Is The Army Headed For Collapse? (http://www.washtimes.com/op-ed/20070329-084334-9363r.htm)

Thank the Pentagon bean counters


...Bean counters in the Pentagon tell us that Army recruitment and retention are in good shape. Problem is, our cumbersome readiness reporting system only informs leaders in Washington of conditions on the ground many months after the force begins to break. Today, anecdotal evidence of collapse is all around. Past history makes some of us sensitive to anecdotes and distrustful of Pentagon statistics. The Army's collapse after Vietnam was presaged by a desertion of mid-grade officers (captains) and non-commissioned officers. Many were killed or wounded. Most left because they and their families were tired and didn't want to serve in units unprepared for war.

If we lose our sergeants and captains, the Army breaks again. It's just that simple. That's why these soldiers are still the canaries in the readiness coal-mine. And, again, if you look closely, you will see that these canaries are fleeing their cages in frightening numbers.

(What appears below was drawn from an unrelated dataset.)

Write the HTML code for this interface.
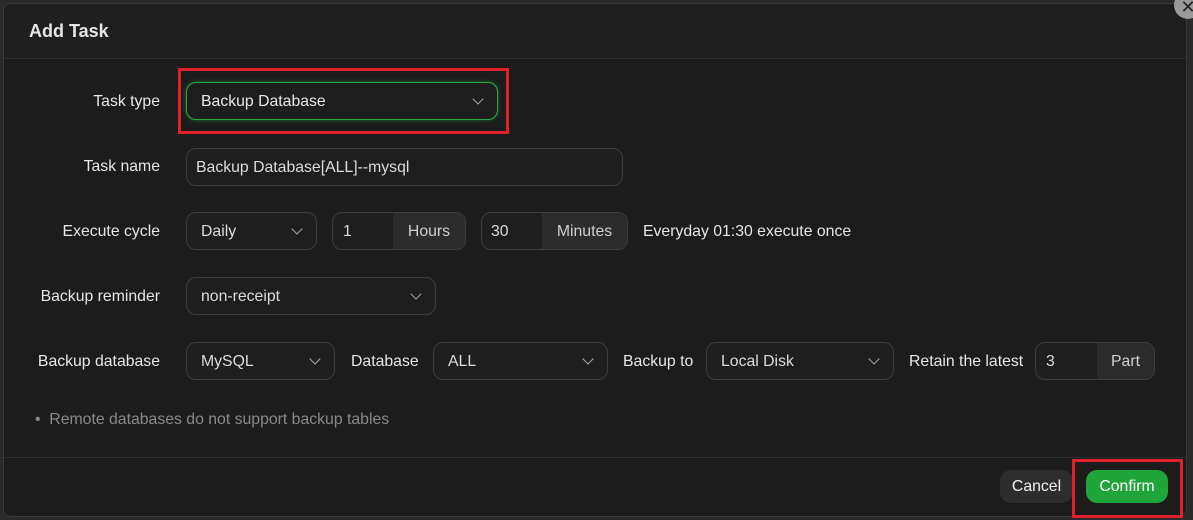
<!DOCTYPE html><html><head><style>
body{margin:0;width:1193px;height:520px;background:#2a2a2a;overflow:hidden;font-family:"Liberation Sans",sans-serif;position:relative}
.dlg{position:absolute;left:3px;top:3px;width:1182px;height:512px;background:#1c1c1c;border:1px solid #3a3a3a;border-radius:8px;overflow:hidden}
.a{position:absolute}
.lbl{position:absolute;color:#e6e6e6;font-size:15.8px;text-align:right}
.in{position:absolute;height:38px;border:1px solid #3d3d3d;border-radius:10px;background:#1e1e1e;box-sizing:border-box;color:#dcdcdc;font-size:15.8px;line-height:37px;padding-left:14px;overflow:hidden}
.ad{position:absolute;top:0;bottom:0;right:0;background:#2c2c2c;color:#cfcfcf;text-align:center}
.ch{position:absolute;right:15px;top:12px;width:7px;height:7px;border-right:1.3px solid #aaa;border-bottom:1.3px solid #aaa;transform:rotate(45deg)}
</style></head><body>
<div class="dlg">
<div class="a" style="left:0;top:0;right:0;height:54px;border-bottom:1px solid #2e2e2e;background:#1f1f1f"></div>
<div class="a" style="left:25px;top:17px;color:#e6e6e6;font-size:18px;font-weight:bold">Add Task</div>
<div class="a" style="left:0;right:0;top:453px;border-top:1px solid #2e2e2e"></div>
</div>
<div class="a" style="left:1174px;top:-9px;width:28px;height:28px;border-radius:50%;background:#9a9a9a;color:#222;font-size:18px;text-align:center;line-height:32px">✕</div>

<div class="lbl" style="right:1033px;top:93px">Task type</div>
<div class="in" style="left:186px;top:82px;width:312px;border-color:#2fa84a;color:#e8e8e8;box-shadow:0 0 4px #1d6b2e">Backup Database<span class="ch"></span></div>
<div class="a" style="left:178px;top:68px;width:325px;height:60px;border:3px solid #e0202a"></div>

<div class="lbl" style="right:1033px;top:158px">Task name</div>
<div class="in" style="left:186px;top:148px;width:437px;padding-left:9px">Backup Database[ALL]--mysql</div>

<div class="lbl" style="right:1033px;top:223px">Execute cycle</div>
<div class="in" style="left:186px;top:212px;width:131px">Daily<span class="ch"></span></div>
<div class="in" style="left:332px;top:212px;width:134px;padding-left:10px">1<div class="ad" style="width:72px">Hours</div></div>
<div class="in" style="left:481px;top:212px;width:147px;padding-left:9px">30<div class="ad" style="width:85px">Minutes</div></div>
<div class="a" style="left:643px;top:223px;color:#e6e6e6;font-size:15.8px">Everyday 01:30 execute once</div>

<div class="lbl" style="right:1033px;top:288px">Backup reminder</div>
<div class="in" style="left:186px;top:277px;width:250px">non-receipt<span class="ch"></span></div>

<div class="lbl" style="right:1033px;top:353px">Backup database</div>
<div class="in" style="left:186px;top:342px;width:149px">MySQL<span class="ch"></span></div>
<div class="a" style="left:351px;top:353px;color:#e6e6e6;font-size:15.8px">Database</div>
<div class="in" style="left:433px;top:342px;width:175px">ALL<span class="ch"></span></div>
<div class="a" style="left:623px;top:353px;color:#e6e6e6;font-size:15.8px">Backup to</div>
<div class="in" style="left:706px;top:342px;width:188px">Local Disk<span class="ch"></span></div>
<div class="a" style="left:909px;top:353px;color:#e6e6e6;font-size:15.8px">Retain the latest</div>
<div class="in" style="left:1035px;top:342px;width:120px;padding-left:10px">3<div class="ad" style="width:57px">Part</div></div>

<div class="a" style="left:35px;top:411px;color:#8a8a8a;font-size:15.8px">•&nbsp;&nbsp;Remote databases do not support backup tables</div>

<div class="a" style="left:1000px;top:470px;width:73px;height:33px;border-radius:11px;background:#2d2d2d;color:#f0f0f0;font-size:15.8px;text-align:center;line-height:34px">Cancel</div>
<div class="a" style="left:1086px;top:470px;width:82px;height:33px;border-radius:11px;background:#20a53a;color:#fff;font-size:15.8px;text-align:center;line-height:34px">Confirm</div>
<div class="a" style="left:1072px;top:459px;width:105px;height:53px;border:3px solid #e0202a"></div>
</body></html>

The lesson from this sad story is simple: When you fight a long war with a long-service professional Army, the force you begin with will not get any larger or better over the duration of the conflict. For that reason, today's conditions are pretty much irreversible. There's not much that money, goodwill or professed support for the troops can do. Another strange consequence is that the current political catfight over withdrawal dates is made moot by the above facts. We're running out of soldiers faster than we're running out of warfighting missions. The troops will be coming home soon. There simply are too few to sustain the surge for very much longer.